Stated goal
Quote all lines below exactly. Images stay out.
+++
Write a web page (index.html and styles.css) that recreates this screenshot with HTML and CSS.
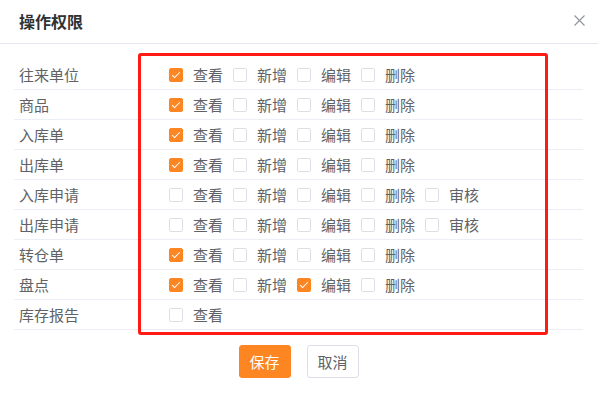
FILE: index.html
```html
<!DOCTYPE html>
<html lang="zh">
<head>
<meta charset="utf-8">
<link rel="stylesheet" href="styles.css">
</head>
<body>
<div class="dialog">
  <div class="header">
    <span class="title">操作权限</span>
    <span class="close">
      <svg width="11" height="11" viewBox="0 0 11 11"><path d="M0.5 0.5 L10.5 10.5 M10.5 0.5 L0.5 10.5" stroke="#909399" stroke-width="1.1" fill="none"/></svg>
    </span>
  </div>
  <div class="body">
    <div class="table">
      <div class="row"><div class="label">往来单位</div><div class="perms">
        <label class="cb on"><i></i>查看</label><label class="cb"><i></i>新增</label><label class="cb"><i></i>编辑</label><label class="cb"><i></i>删除</label></div></div>
      <div class="row"><div class="label">商品</div><div class="perms">
        <label class="cb on"><i></i>查看</label><label class="cb"><i></i>新增</label><label class="cb"><i></i>编辑</label><label class="cb"><i></i>删除</label></div></div>
      <div class="row"><div class="label">入库单</div><div class="perms">
        <label class="cb on"><i></i>查看</label><label class="cb"><i></i>新增</label><label class="cb"><i></i>编辑</label><label class="cb"><i></i>删除</label></div></div>
      <div class="row"><div class="label">出库单</div><div class="perms">
        <label class="cb on"><i></i>查看</label><label class="cb"><i></i>新增</label><label class="cb"><i></i>编辑</label><label class="cb"><i></i>删除</label></div></div>
      <div class="row"><div class="label">入库申请</div><div class="perms">
        <label class="cb"><i></i>查看</label><label class="cb"><i></i>新增</label><label class="cb"><i></i>编辑</label><label class="cb"><i></i>删除</label><label class="cb"><i></i>审核</label></div></div>
      <div class="row"><div class="label">出库申请</div><div class="perms">
        <label class="cb"><i></i>查看</label><label class="cb"><i></i>新增</label><label class="cb"><i></i>编辑</label><label class="cb"><i></i>删除</label><label class="cb"><i></i>审核</label></div></div>
      <div class="row"><div class="label">转仓单</div><div class="perms">
        <label class="cb on"><i></i>查看</label><label class="cb"><i></i>新增</label><label class="cb"><i></i>编辑</label><label class="cb"><i></i>删除</label></div></div>
      <div class="row"><div class="label">盘点</div><div class="perms">
        <label class="cb on"><i></i>查看</label><label class="cb"><i></i>新增</label><label class="cb on"><i></i>编辑</label><label class="cb"><i></i>删除</label></div></div>
      <div class="row"><div class="label">库存报告</div><div class="perms">
        <label class="cb"><i></i>查看</label></div></div>
      <div class="highlight"></div>
    </div>
    <div class="footer">
      <button class="btn primary">保存</button>
      <button class="btn">取消</button>
    </div>
  </div>
</div>
</body>
</html>
```
FILE: styles.css
```css
* { box-sizing: border-box; }
html, body { margin: 0; padding: 0; background: #fff; }
body {
  font-family: "Noto Sans CJK SC", "Noto Sans", sans-serif;
  color: #606266;
  font-size: 15px;
}
.dialog { width: 598px; height: 393px; }
.header {
  height: 44px;
  border-bottom: 1px solid #e4e7ed;
  display: flex;
  align-items: center;
  justify-content: space-between;
  padding: 0 13px 2px 19px;
}
.title { font-size: 16px; font-weight: bold; color: #303133; }
.close { display: flex; width: 11px; height: 11px; }
.body { padding: 16px 15px 0 14px; }
.table { position: relative; }
.row {
  display: flex;
  align-items: center;
  height: 30px;
  border-bottom: 1px solid #ebeef5;
}
.label { width: 155px; padding-left: 5px; color: #606266; }
.perms { display: flex; align-items: center; }
.cb {
  display: flex;
  align-items: center;
  width: 64px;
  color: #606266;
  line-height: 1;
}
.cb i {
  display: block;
  width: 14px;
  height: 14px;
  border: 1px solid #dcdfe6;
  border-radius: 2px;
  margin-right: 10px;
  position: relative;
  background: #fff;
}
.cb.on i { background: #fd8623; border-color: #fd8623; }
.cb.on i::after {
  content: "";
  position: absolute;
  left: 4px;
  top: 1px;
  width: 3px;
  height: 7px;
  border: 1px solid #fff;
  border-left: 0;
  border-top: 0;
  transform: rotate(45deg);
}
.highlight {
  position: absolute;
  left: 124px;
  top: -7px;
  width: 410px;
  height: 282px;
  border: 3px solid #ff1a14;
  border-radius: 3px;
  pointer-events: none;
}
.footer {
  display: flex;
  justify-content: center;
  gap: 16px;
  padding-top: 15px;
}
.btn {
  font-family: inherit;
  font-size: 15px;
  height: 33px;
  width: 52px;
  padding: 0;
  border: 1px solid #dcdfe6;
  border-radius: 3px;
  background: #fff;
  color: #606266;
}
.btn.primary { background: #fd8623; border-color: #fd8623; color: #fff; }
```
+++
Answer
Write a web page (index.html and styles.css) that recreates this screenshot with HTML and CSS.
FILE: index.html
```html
<!DOCTYPE html>
<html lang="zh">
<head>
<meta charset="utf-8">
<link rel="stylesheet" href="styles.css">
</head>
<body>
<div class="dialog">
  <div class="header">
    <span class="title">操作权限</span>
    <span class="close">
      <svg width="11" height="11" viewBox="0 0 11 11"><path d="M0.5 0.5 L10.5 10.5 M10.5 0.5 L0.5 10.5" stroke="#909399" stroke-width="1.1" fill="none"/></svg>
    </span>
  </div>
  <div class="body">
    <div class="table">
      <div class="row"><div class="label">往来单位</div><div class="perms">
        <label class="cb on"><i></i>查看</label><label class="cb"><i></i>新增</label><label class="cb"><i></i>编辑</label><label class="cb"><i></i>删除</label></div></div>
      <div class="row"><div class="label">商品</div><div class="perms">
        <label class="cb on"><i></i>查看</label><label class="cb"><i></i>新增</label><label class="cb"><i></i>编辑</label><label class="cb"><i></i>删除</label></div></div>
      <div class="row"><div class="label">入库单</div><div class="perms">
        <label class="cb on"><i></i>查看</label><label class="cb"><i></i>新增</label><label class="cb"><i></i>编辑</label><label class="cb"><i></i>删除</label></div></div>
      <div class="row"><div class="label">出库单</div><div class="perms">
        <label class="cb on"><i></i>查看</label><label class="cb"><i></i>新增</label><label class="cb"><i></i>编辑</label><label class="cb"><i></i>删除</label></div></div>
      <div class="row"><div class="label">入库申请</div><div class="perms">
        <label class="cb"><i></i>查看</label><label class="cb"><i></i>新增</label><label class="cb"><i></i>编辑</label><label class="cb"><i></i>删除</label><label class="cb"><i></i>审核</label></div></div>
      <div class="row"><div class="label">出库申请</div><div class="perms">
        <label class="cb"><i></i>查看</label><label class="cb"><i></i>新增</label><label class="cb"><i></i>编辑</label><label class="cb"><i></i>删除</label><label class="cb"><i></i>审核</label></div></div>
      <div class="row"><div class="label">转仓单</div><div class="perms">
        <label class="cb on"><i></i>查看</label><label class="cb"><i></i>新增</label><label class="cb"><i></i>编辑</label><label class="cb"><i></i>删除</label></div></div>
      <div class="row"><div class="label">盘点</div><div class="perms">
        <label class="cb on"><i></i>查看</label><label class="cb"><i></i>新增</label><label class="cb on"><i></i>编辑</label><label class="cb"><i></i>删除</label></div></div>
      <div class="row"><div class="label">库存报告</div><div class="perms">
        <label class="cb"><i></i>查看</label></div></div>
      <div class="highlight"></div>
    </div>
    <div class="footer">
      <button class="btn primary">保存</button>
      <button class="btn">取消</button>
    </div>
  </div>
</div>
</body>
</html>
```
FILE: styles.css
```css
* { box-sizing: border-box; }
html, body { margin: 0; padding: 0; background: #fff; }
body {
  font-family: "Noto Sans CJK SC", "Noto Sans", sans-serif;
  color: #606266;
  font-size: 15px;
}
.dialog { width: 598px; height: 393px; }
.header {
  height: 44px;
  border-bottom: 1px solid #e4e7ed;
  display: flex;
  align-items: center;
  justify-content: space-between;
  padding: 0 13px 2px 19px;
}
.title { font-size: 16px; font-weight: bold; color: #303133; }
.close { display: flex; width: 11px; height: 11px; }
.body { padding: 16px 15px 0 14px; }
.table { position: relative; }
.row {
  display: flex;
  align-items: center;
  height: 30px;
  border-bottom: 1px solid #ebeef5;
}
.label { width: 155px; padding-left: 5px; color: #606266; }
.perms { display: flex; align-items: center; }
.cb {
  display: flex;
  align-items: center;
  width: 64px;
  color: #606266;
  line-height: 1;
}
.cb i {
  display: block;
  width: 14px;
  height: 14px;
  border: 1px solid #dcdfe6;
  border-radius: 2px;
  margin-right: 10px;
  position: relative;
  background: #fff;
}
.cb.on i { background: #fd8623; border-color: #fd8623; }
.cb.on i::after {
  content: "";
  position: absolute;
  left: 4px;
  top: 1px;
  width: 3px;
  height: 7px;
  border: 1px solid #fff;
  border-left: 0;
  border-top: 0;
  transform: rotate(45deg);
}
.highlight {
  position: absolute;
  left: 124px;
  top: -7px;
  width: 410px;
  height: 282px;
  border: 3px solid #ff1a14;
  border-radius: 3px;
  pointer-events: none;
}
.footer {
  display: flex;
  justify-content: center;
  gap: 16px;
  padding-top: 15px;
}
.btn {
  font-family: inherit;
  font-size: 15px;
  height: 33px;
  width: 52px;
  padding: 0;
  border: 1px solid #dcdfe6;
  border-radius: 3px;
  background: #fff;
  color: #606266;
}
.btn.primary { background: #fd8623; border-color: #fd8623; color: #fff; }
```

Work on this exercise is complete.